**THE TASK**
Take each line containing "this" and report it exactly as written.

**TASK DATA**
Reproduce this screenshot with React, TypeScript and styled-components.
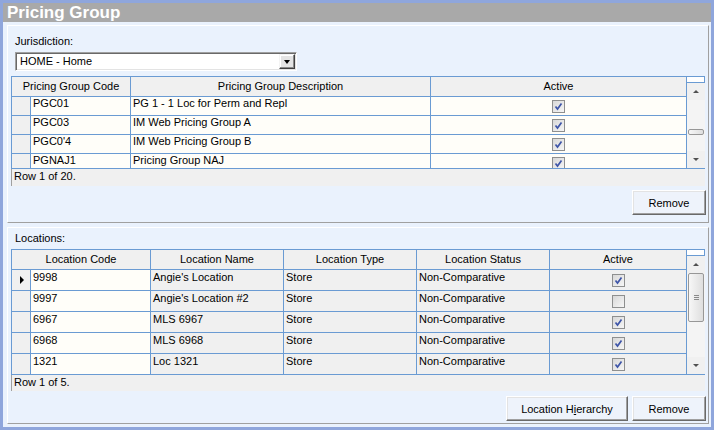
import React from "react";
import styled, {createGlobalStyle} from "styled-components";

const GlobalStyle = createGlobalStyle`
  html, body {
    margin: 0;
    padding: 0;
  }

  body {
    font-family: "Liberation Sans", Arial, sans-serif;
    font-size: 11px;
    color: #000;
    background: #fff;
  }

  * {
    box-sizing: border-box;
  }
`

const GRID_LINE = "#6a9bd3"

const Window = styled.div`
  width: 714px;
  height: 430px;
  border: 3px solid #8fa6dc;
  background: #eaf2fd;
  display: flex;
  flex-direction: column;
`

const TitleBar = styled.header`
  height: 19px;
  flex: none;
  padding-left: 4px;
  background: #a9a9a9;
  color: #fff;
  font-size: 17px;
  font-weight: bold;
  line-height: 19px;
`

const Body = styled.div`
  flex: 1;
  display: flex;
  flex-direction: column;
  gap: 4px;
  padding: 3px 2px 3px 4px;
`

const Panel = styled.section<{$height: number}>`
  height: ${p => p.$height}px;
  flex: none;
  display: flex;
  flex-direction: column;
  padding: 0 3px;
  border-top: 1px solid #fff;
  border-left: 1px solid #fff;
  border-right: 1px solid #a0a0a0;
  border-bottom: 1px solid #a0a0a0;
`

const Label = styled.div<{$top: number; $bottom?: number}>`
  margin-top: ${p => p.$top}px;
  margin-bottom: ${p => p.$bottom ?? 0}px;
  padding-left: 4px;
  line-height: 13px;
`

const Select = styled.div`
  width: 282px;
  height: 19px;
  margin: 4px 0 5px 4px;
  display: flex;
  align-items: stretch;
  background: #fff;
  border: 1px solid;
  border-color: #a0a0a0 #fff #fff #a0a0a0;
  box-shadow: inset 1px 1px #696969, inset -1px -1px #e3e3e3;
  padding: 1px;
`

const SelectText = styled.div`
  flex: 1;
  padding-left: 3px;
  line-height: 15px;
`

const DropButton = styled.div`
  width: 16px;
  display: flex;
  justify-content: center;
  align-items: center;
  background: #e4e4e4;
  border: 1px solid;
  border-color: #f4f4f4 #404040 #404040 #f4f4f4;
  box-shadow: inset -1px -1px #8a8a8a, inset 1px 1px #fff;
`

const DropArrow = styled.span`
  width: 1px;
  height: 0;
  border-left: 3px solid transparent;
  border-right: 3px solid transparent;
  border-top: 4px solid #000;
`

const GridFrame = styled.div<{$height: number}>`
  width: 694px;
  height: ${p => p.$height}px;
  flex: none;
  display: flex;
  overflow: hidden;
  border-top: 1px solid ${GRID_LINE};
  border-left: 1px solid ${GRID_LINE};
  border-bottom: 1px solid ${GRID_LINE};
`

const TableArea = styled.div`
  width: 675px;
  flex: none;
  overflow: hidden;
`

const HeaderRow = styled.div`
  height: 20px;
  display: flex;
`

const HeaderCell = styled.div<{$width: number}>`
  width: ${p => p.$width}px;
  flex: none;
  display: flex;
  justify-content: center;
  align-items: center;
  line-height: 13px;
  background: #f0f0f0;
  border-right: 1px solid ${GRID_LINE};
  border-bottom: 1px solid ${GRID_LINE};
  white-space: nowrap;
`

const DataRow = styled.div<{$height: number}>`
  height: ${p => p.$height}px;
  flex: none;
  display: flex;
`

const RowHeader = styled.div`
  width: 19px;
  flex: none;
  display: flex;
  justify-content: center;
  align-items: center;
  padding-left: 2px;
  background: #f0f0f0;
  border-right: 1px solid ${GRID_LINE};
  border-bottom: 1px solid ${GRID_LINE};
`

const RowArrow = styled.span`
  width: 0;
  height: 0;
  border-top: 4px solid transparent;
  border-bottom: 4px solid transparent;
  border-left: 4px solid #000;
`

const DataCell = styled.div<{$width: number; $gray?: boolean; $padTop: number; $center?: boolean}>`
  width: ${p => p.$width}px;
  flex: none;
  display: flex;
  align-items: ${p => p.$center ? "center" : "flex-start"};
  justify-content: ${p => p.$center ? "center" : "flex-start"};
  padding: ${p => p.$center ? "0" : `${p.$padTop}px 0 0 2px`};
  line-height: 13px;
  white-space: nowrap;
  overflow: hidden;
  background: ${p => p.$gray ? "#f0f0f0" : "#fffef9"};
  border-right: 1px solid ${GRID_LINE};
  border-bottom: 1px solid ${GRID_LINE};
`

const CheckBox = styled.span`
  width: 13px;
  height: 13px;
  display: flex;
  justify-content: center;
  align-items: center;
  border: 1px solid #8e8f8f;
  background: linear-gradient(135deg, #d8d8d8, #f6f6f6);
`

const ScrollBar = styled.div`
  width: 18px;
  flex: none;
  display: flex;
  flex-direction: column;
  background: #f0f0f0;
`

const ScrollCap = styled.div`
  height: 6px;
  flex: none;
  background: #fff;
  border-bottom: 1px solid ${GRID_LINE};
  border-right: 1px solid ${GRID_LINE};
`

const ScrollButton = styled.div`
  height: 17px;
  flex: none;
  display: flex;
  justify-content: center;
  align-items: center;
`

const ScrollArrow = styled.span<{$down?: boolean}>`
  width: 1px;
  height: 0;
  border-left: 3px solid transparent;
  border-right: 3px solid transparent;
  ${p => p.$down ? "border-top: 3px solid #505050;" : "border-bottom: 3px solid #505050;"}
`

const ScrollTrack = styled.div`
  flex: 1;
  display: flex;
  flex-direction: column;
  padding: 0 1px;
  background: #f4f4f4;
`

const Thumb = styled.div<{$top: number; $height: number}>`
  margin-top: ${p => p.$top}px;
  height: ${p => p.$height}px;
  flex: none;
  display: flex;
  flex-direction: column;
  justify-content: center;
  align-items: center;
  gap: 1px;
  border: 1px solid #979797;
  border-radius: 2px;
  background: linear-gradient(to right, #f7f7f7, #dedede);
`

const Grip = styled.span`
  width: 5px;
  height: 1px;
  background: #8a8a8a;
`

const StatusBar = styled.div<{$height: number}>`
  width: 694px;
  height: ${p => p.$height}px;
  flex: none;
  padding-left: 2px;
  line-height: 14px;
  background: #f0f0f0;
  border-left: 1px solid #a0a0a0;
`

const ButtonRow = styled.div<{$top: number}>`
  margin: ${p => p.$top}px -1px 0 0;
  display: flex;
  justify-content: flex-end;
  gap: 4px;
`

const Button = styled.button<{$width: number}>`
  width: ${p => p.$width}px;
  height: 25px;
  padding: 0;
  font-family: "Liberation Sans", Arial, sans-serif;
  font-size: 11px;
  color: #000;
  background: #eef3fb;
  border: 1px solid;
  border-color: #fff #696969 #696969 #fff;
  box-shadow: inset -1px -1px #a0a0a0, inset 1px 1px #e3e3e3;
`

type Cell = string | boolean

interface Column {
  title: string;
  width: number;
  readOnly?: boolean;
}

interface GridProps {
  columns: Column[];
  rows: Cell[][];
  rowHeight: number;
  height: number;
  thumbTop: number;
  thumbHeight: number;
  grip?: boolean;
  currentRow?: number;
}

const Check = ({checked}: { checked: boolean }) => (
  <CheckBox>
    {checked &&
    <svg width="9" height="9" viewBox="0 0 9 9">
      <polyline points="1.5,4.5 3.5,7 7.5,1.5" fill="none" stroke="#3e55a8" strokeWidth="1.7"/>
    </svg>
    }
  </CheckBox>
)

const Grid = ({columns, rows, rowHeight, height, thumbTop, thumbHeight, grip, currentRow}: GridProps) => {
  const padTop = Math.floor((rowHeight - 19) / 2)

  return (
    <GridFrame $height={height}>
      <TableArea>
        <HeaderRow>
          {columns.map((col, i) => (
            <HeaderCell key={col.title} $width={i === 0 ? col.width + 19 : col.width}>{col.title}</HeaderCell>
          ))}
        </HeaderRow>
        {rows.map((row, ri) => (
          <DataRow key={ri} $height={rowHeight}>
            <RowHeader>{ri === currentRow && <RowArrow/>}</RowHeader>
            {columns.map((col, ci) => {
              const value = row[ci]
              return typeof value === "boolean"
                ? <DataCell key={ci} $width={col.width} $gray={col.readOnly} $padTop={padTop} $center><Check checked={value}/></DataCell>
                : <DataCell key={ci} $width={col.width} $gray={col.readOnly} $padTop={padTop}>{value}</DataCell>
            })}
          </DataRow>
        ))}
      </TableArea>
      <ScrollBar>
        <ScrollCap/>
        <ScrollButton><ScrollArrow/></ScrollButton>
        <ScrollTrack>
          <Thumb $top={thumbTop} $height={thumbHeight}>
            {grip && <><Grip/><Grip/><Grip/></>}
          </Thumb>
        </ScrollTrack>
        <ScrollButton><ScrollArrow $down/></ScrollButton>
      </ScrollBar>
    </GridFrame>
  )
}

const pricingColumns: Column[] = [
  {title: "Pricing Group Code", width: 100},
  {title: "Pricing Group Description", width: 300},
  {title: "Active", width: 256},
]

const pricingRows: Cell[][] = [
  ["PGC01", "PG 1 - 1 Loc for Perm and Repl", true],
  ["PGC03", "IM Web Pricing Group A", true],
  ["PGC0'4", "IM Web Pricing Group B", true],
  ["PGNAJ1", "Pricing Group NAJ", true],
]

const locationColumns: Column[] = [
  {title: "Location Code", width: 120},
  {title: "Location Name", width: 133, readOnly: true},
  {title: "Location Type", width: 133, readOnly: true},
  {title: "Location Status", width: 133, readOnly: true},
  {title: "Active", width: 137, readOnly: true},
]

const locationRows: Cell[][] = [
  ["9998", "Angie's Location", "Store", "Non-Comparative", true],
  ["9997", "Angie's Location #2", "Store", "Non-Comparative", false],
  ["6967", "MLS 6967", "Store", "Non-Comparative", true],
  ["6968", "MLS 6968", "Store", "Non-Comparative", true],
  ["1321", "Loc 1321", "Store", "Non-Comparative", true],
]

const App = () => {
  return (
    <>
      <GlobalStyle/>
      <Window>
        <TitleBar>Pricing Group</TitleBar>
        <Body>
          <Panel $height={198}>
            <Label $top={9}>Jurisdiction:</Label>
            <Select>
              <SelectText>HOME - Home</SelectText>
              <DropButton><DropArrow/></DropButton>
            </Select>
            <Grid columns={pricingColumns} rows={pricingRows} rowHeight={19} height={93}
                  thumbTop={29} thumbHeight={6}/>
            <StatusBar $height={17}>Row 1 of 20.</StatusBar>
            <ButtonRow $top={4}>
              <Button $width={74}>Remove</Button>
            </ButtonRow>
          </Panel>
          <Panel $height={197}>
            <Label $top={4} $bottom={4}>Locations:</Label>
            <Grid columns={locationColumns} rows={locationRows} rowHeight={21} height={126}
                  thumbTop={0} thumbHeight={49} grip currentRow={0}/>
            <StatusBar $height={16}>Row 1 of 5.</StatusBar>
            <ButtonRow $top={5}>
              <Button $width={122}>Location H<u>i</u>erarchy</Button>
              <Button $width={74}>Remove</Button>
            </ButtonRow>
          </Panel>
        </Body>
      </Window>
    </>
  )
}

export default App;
==
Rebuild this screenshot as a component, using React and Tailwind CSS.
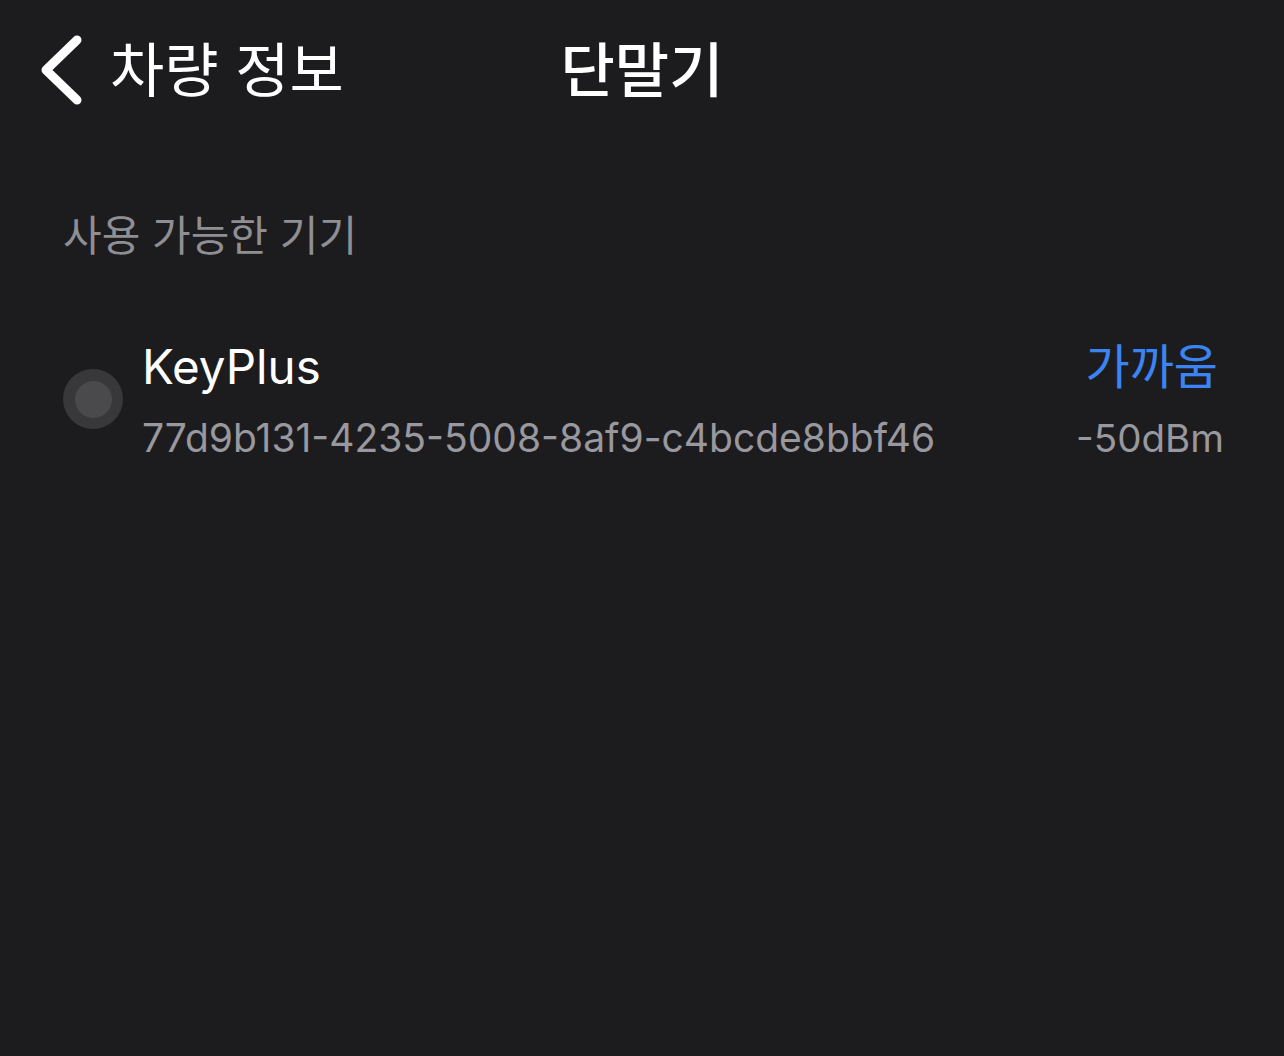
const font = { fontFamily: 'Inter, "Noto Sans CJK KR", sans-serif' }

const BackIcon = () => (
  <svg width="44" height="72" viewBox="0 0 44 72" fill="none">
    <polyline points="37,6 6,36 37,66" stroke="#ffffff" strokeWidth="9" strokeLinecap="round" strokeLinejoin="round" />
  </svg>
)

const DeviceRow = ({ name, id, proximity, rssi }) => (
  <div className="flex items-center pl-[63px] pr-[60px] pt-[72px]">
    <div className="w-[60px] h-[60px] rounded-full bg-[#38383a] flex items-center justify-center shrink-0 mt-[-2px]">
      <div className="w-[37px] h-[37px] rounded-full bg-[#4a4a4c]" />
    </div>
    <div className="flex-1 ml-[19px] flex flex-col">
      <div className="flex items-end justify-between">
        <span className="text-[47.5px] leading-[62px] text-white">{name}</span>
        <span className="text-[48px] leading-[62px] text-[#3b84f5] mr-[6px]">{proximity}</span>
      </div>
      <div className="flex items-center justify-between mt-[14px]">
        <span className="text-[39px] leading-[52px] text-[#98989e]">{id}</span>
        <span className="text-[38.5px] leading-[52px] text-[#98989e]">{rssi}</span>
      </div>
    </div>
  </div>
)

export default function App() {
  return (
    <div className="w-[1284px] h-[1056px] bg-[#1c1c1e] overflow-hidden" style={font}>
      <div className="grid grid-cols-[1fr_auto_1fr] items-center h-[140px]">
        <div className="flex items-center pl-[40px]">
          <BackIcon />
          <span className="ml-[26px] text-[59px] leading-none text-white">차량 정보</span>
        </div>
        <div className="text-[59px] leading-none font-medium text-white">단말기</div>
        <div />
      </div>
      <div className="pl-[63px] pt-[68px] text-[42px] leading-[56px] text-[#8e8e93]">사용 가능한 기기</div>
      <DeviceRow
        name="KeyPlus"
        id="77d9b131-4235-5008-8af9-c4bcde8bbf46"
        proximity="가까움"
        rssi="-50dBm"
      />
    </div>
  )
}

**RESPONSE TO THE TASK**
Reproduce this screenshot with React, TypeScript and styled-components.
Rebuild this screenshot as a component, using React and Tailwind CSS.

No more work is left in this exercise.